--- start ---

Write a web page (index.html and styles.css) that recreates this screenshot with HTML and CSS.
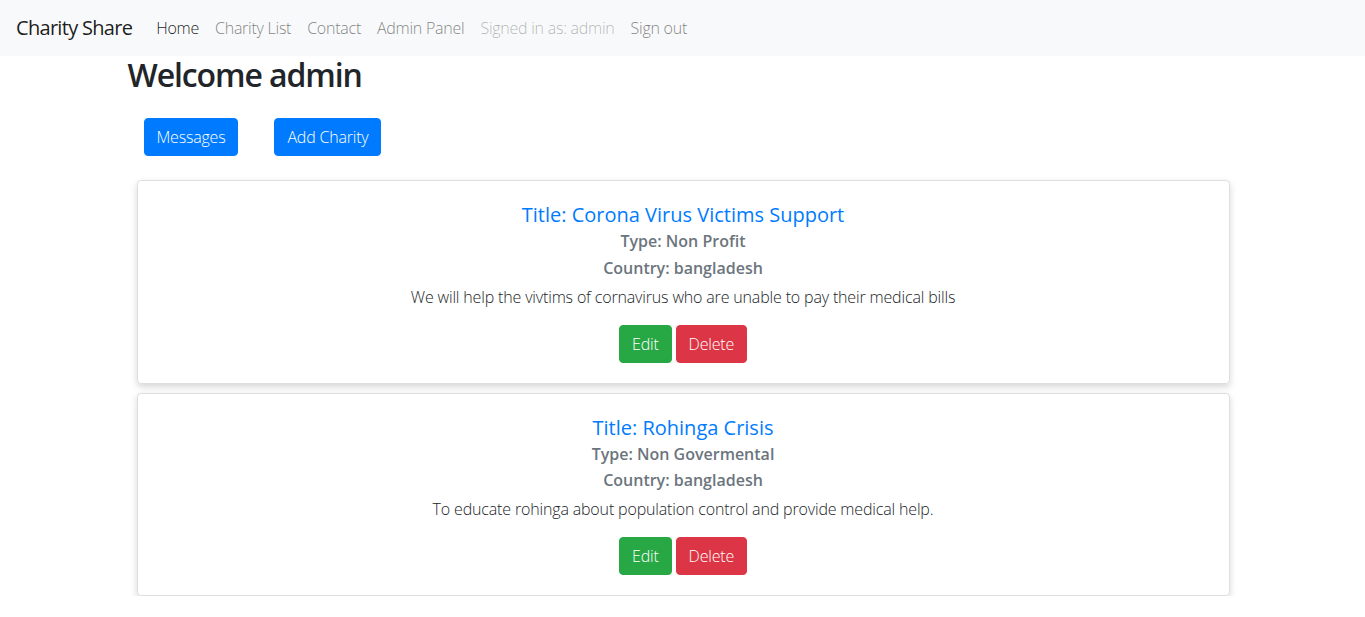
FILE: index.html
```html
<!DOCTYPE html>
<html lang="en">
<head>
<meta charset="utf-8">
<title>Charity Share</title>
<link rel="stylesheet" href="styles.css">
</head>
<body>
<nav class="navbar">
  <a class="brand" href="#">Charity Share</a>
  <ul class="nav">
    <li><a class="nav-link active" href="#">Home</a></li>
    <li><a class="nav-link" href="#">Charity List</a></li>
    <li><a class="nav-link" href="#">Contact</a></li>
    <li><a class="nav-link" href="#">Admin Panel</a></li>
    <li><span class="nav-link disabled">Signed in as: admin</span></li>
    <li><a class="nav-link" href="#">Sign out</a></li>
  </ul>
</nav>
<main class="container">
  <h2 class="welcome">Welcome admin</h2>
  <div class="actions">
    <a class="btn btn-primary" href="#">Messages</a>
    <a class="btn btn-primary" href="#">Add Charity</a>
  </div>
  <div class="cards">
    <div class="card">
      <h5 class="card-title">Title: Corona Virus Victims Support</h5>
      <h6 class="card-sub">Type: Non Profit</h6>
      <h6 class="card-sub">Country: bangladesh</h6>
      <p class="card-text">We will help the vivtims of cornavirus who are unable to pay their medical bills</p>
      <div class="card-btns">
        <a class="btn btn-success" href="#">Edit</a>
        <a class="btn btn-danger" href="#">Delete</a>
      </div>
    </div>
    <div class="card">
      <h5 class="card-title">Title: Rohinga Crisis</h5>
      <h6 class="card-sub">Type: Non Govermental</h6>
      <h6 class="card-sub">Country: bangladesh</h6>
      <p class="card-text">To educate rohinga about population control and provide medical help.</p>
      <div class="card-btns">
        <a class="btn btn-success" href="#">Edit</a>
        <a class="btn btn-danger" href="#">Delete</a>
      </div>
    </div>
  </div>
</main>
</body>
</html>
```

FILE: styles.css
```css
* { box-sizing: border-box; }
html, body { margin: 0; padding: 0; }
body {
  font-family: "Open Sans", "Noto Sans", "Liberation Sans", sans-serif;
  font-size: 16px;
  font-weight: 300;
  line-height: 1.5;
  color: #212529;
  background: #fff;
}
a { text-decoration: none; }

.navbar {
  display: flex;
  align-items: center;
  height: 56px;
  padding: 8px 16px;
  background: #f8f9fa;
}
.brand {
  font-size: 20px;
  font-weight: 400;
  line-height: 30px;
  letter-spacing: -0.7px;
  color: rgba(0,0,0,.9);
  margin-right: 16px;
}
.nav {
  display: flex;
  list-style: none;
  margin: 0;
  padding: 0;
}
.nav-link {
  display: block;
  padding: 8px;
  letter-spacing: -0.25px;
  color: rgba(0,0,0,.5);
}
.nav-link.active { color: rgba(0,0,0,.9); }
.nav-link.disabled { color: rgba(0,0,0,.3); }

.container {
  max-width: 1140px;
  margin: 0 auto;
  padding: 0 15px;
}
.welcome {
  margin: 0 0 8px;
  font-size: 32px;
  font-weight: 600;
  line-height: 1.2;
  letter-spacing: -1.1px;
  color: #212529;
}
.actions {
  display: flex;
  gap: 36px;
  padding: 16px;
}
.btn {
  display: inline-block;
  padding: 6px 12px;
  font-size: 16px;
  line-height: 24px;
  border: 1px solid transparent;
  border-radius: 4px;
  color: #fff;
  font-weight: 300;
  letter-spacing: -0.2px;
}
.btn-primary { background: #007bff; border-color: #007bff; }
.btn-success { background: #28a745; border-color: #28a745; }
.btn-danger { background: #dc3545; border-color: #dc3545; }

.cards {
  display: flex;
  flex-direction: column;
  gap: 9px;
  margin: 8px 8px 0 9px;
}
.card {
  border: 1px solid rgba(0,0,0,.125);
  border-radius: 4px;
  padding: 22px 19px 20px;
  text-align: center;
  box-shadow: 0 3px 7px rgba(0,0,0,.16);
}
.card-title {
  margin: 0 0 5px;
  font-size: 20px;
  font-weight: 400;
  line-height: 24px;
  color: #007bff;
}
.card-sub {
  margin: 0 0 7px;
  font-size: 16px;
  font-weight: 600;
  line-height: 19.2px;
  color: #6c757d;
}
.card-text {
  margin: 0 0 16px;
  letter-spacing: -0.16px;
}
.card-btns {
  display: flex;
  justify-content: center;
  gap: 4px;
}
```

--- end ---

- _SET TASK_
In the lines above, locate the string "styles". Copy every line where it occurs.

- _SOLUTION_
Write a web page (index.html and styles.css) that recreates this screenshot with HTML and CSS.
<link rel="stylesheet" href="styles.css">
FILE: styles.css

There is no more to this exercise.